I think it's relatively unknown in this place that I've spent several years of my life working in the Northern Territory.
Mr Snowdon interjecting—
Ms TEMPLEMAN: Yes, the member for Lingiari knows. I share his fondness for the Territory. For nearly two decades, every few weeks I would go and spend a week in Darwin or Alice working with a range of Aboriginal organisations, government agencies and not-for-profits. And bit by bit I gathered a deep understanding of the ongoing, hard and deadly issues that face people in the Northern Territory, face our First Peoples. These issues have failed to be solved by successive governments.
I was working there when the intervention happened. When I look at this legislation I reflect back on the brutality of that time, on the way people in the Northern Territory, Aboriginal and Tiwi Islanders, had their rights totally stripped away from them. They talked to me of the shame of driving to their communities and seeing signs up telling people the revelations and the concerns about what wouldn't be allowed in their communities—nothing that they had given consent to. This was stuff that was imposed on them. I think that's what we are seeing here. We are seeing a mandatory enforcement of a cashless welfare card where people have not been genuinely consulted. It's an insult to them.
I have questions for the minister. I want to quote the Prime Minister. I don't often do that, but I really want to quote the Prime Minister here who, at the Closing the Gap speech in parliament this year, said:
We thought we were helping when we replaced independence with welfare. This must change. We must restore the right to take responsibility. The right to make decisions. The right to step up.
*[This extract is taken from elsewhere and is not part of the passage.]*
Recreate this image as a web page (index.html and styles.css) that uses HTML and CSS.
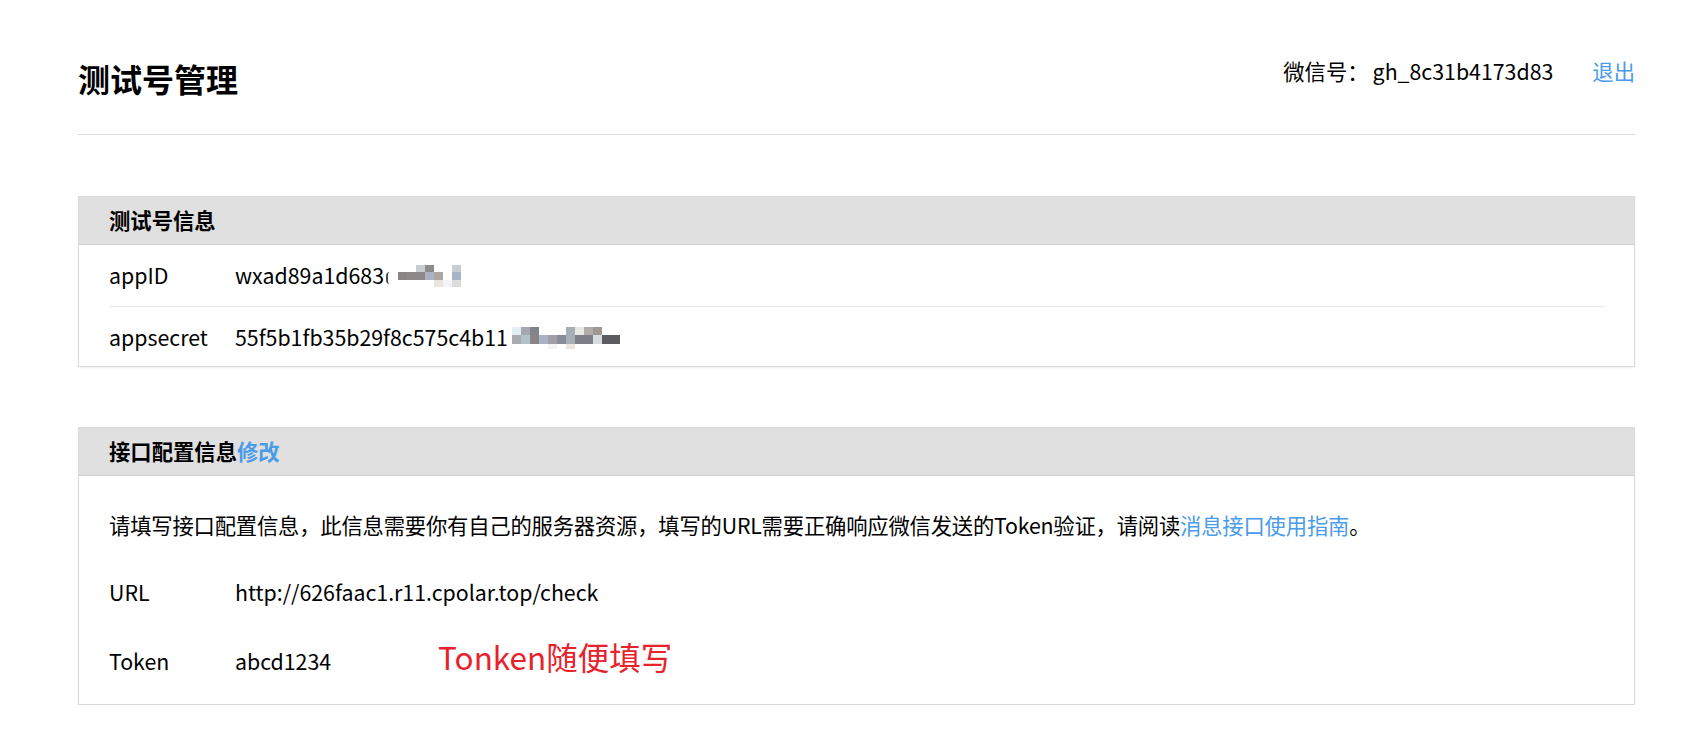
FILE: index.html
```html
<!DOCTYPE html>
<html lang="zh-CN">
<head>
<meta charset="utf-8">
<title>测试号管理</title>
<link rel="stylesheet" href="styles.css">
</head>
<body>
<div class="page">
  <header class="top">
    <h1 class="title">测试号管理</h1>
    <div class="account">
      <span class="acc-label">微信号：</span><span class="acc-id">gh_8c31b4173d83</span><a class="link logout" href="#">退出</a>
    </div>
  </header>

  <section class="card card-first">
    <div class="card-hd">测试号信息</div>
    <div class="rows">
      <div class="row row-a">
        <span class="label">appID</span>
        <span class="value">wxad89a1d683<span class="cut"></span><span class="mosaic mosaic-id">
          <i></i><i></i><i class="m-lb"></i><i class="m-g8"></i><i></i><i></i><i class="m-lb"></i>
          <i class="m-bw"></i><i class="m-bw2"></i><i class="m-bw3"></i><i class="m-bl"></i><i class="m-tn"></i><i></i><i class="m-bl2"></i>
          <i></i><i></i><i></i><i></i><i class="m-vl"></i><i class="m-vl2"></i><i class="m-vl3"></i>
        </span></span>
      </div>
      <div class="row row-b">
        <span class="label">appsecret</span>
        <span class="value">55f5b1fb35b29f8c575c4b11<span class="mosaic mosaic-sec">
          <i class="m-wb"></i><i class="m-ga"></i><i class="m-g7"></i><i></i><i></i><i></i><i class="m-bs"></i><i class="m-wg"></i><i class="m-tn2"></i><i class="m-br"></i><i></i><i></i>
          <i class="m-gs"></i><i class="m-bc"></i><i class="m-bw"></i><i class="m-bl"></i><i class="m-ga2"></i><i class="m-gb"></i><i class="m-bs"></i><i class="m-g6"></i><i class="m-g6"></i><i class="m-pl"></i><i class="m-dk"></i><i class="m-dk"></i>
          <i></i><i></i><i></i><i></i><i class="m-vl2"></i><i></i><i class="m-vl"></i><i></i><i></i><i></i><i></i><i></i>
        </span></span>
      </div>
    </div>
  </section>

  <section class="card card-second">
    <div class="card-hd">接口配置信息<a class="link" href="#">修改</a></div>
    <div class="body">
      <p class="desc">请填写接口配置信息，此信息需要你有自己的服务器资源，填写的URL需要正确响应微信发送的Token验证，请阅读<a class="link plain" href="#">消息接口使用指南</a>。</p>
      <div class="frow">
        <span class="label">URL</span>
        <span class="value">http://626faac1.r11.cpolar.top/check</span>
      </div>
      <div class="frow frow-token">
        <span class="label">Token</span>
        <span class="value value-token">abcd1234</span>
        <span class="note">Tonken随便填写</span>
      </div>
    </div>
  </section>
</div>
</body>
</html>
```
FILE: styles.css
```css
html, body {
  margin: 0;
  padding: 0;
  background: #ffffff;
}

body {
  font-family: "Noto Sans CJK SC", "Noto Sans", sans-serif;
  font-size: 21.33px;
  line-height: 32px;
  color: #000000;
}

.page {
  padding: 0 62px 0 78px;
}

.top {
  display: flex;
  justify-content: space-between;
  align-items: flex-start;
  padding-top: 54px;
  padding-bottom: 32px;
  border-bottom: 1px solid #d9d9d9;
}

.title {
  margin: 0;
  font-size: 32px;
  line-height: 48px;
  font-weight: bold;
}

.account {
  display: flex;
  padding-top: 1px;
  color: #000;
}

.acc-label {
  margin-right: 4px;
}

.link {
  color: #4a9be8;
  text-decoration: none;
}

.logout {
  margin-left: 39px;
}

.card {
  border: 1px solid #dadada;
  box-shadow: 0 1px 2px rgba(0, 0, 0, 0.06);
  background: #fff;
}

.card-first {
  margin-top: 61px;
}

.card-second {
  margin-top: 60px;
}

.card-hd {
  background: #e0e0e0;
  padding: 7px 30px 8px;
  font-weight: bold;
  border-bottom: 1px solid #cfcfcf;
}

.rows {
  padding: 0 30px;
}

.row {
  display: flex;
  padding: 14px 0 15px;
}

.row + .row {
  border-top: 1px solid #e8e8e8;
  padding-bottom: 13px;
}

.label {
  width: 126px;
  flex: none;
}

.value {
  white-space: nowrap;
}

.cut {
  display: inline-block;
  width: 4px;
  height: 12px;
  margin: 13px 0 0 2px;
  vertical-align: top;
  border-left: 2px solid #4a4a4a;
  border-radius: 6px 0 0 6px;
  box-sizing: border-box;
}

.mosaic {
  display: inline-grid;
  vertical-align: top;
  margin-top: 6px;
}

.mosaic i {
  display: block;
}

.mosaic-id {
  margin-left: 8px;
  grid-template-columns: repeat(7, 9px);
  grid-template-rows: 7px 8px 7px;
}

.mosaic-sec {
  margin-left: 4px;
  grid-template-columns: repeat(12, 9px);
  grid-template-rows: 8px 9px 5px;
}

.m-lb { background: #c8ccd4; }
.m-g8 { background: #8c8c8c; }
.m-bw { background: #8a8484; }
.m-bw2 { background: #8c8886; }
.m-bw3 { background: #8e8888; }
.m-bl { background: #a8b4c4; }
.m-bl2 { background: #a8b4c8; }
.m-tn { background: #b0a6a0; }
.m-vl { background: #ece6e2; }
.m-vl2 { background: #f2f4f8; }
.m-vl3 { background: #dcdcdc; }
.m-wb { background: #e4eef6; }
.m-ga { background: #a6a6ae; }
.m-g7 { background: #80848a; }
.m-bs { background: #a6aeb6; }
.m-wg { background: #e8e8e2; }
.m-tn2 { background: #b2aca8; }
.m-br { background: #a09890; }
.m-gs { background: #a8acb0; }
.m-bc { background: #b2c2ca; }
.m-ga2 { background: #a0a0a4; }
.m-gb { background: #888c98; }
.m-g6 { background: #7e7e86; }
.m-pl { background: #d8dce0; }
.m-dk { background: #5c5c60; }

.body {
  padding: 33px 30px 27px;
}

.desc {
  margin: 0;
  letter-spacing: -0.2px;
}

.plain {
  font-weight: normal;
}

.frow {
  display: flex;
  align-items: baseline;
  margin-top: 35px;
}

.frow-token {
  margin-top: 32px;
}

.value-token {
  width: 203px;
  flex: none;
}

.note {
  color: #e8222b;
  font-size: 31.5px;
  line-height: 32px;
}
```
The opportunity to own and create Australian's own futures.
The government partnership agreement on Closing the Gap states:
…direct engagement and negotiation is the preferred pathway to productive and effective outcomes.
Given those very important statements, my first questions to the minister is: given this card strips away agency and responsibility from thousands of people, simply because of who they are and where they live, how is the government's policy consistent with the Prime Minister's comments that First Nations people have the right to take responsibility and the right to make decisions? My second question is, and this is a crucial one: does every community where this card is to be imposed support it? What process has the government followed to get the support of hundreds of communities across the Northern Territory? Because that is the big gap in this whole proposal: the lack of genuine consultation, the lack of listening to evidence about it. They're not even releasing the report by The University of Adelaide. The minister admitted to not having read the report—not even the executive summary.
There are concerns for the impact this will have on Aboriginal people not just in the Northern Territory but across this country and how it may be extended to people in the electorates that every one of us represent—to people in Macquarie, pensioners, those on youth allowance, those who for a period of time are requiring social support, those for whom there is a long-term requirement or people on disability pensions? There are concerns for all those people. Can you imagine for pensioners, whose lives shrink as they get older and their incomes reduce, how this would shrink their lives even more?
I have other questions to the minister. How many jobs did the cashless debit card create in each of the trial sites? How many will it create in the NT? I wonder about the effect it will have on small businesses in my community if it's rolled out. Crucially, there's no evidence that it changes behaviours. I ask the minister: how many drug and alcohol rehab places are available in each cashless debit card site? Can the minister guarantee that there are no waiting lists and there is enough help to meet demand?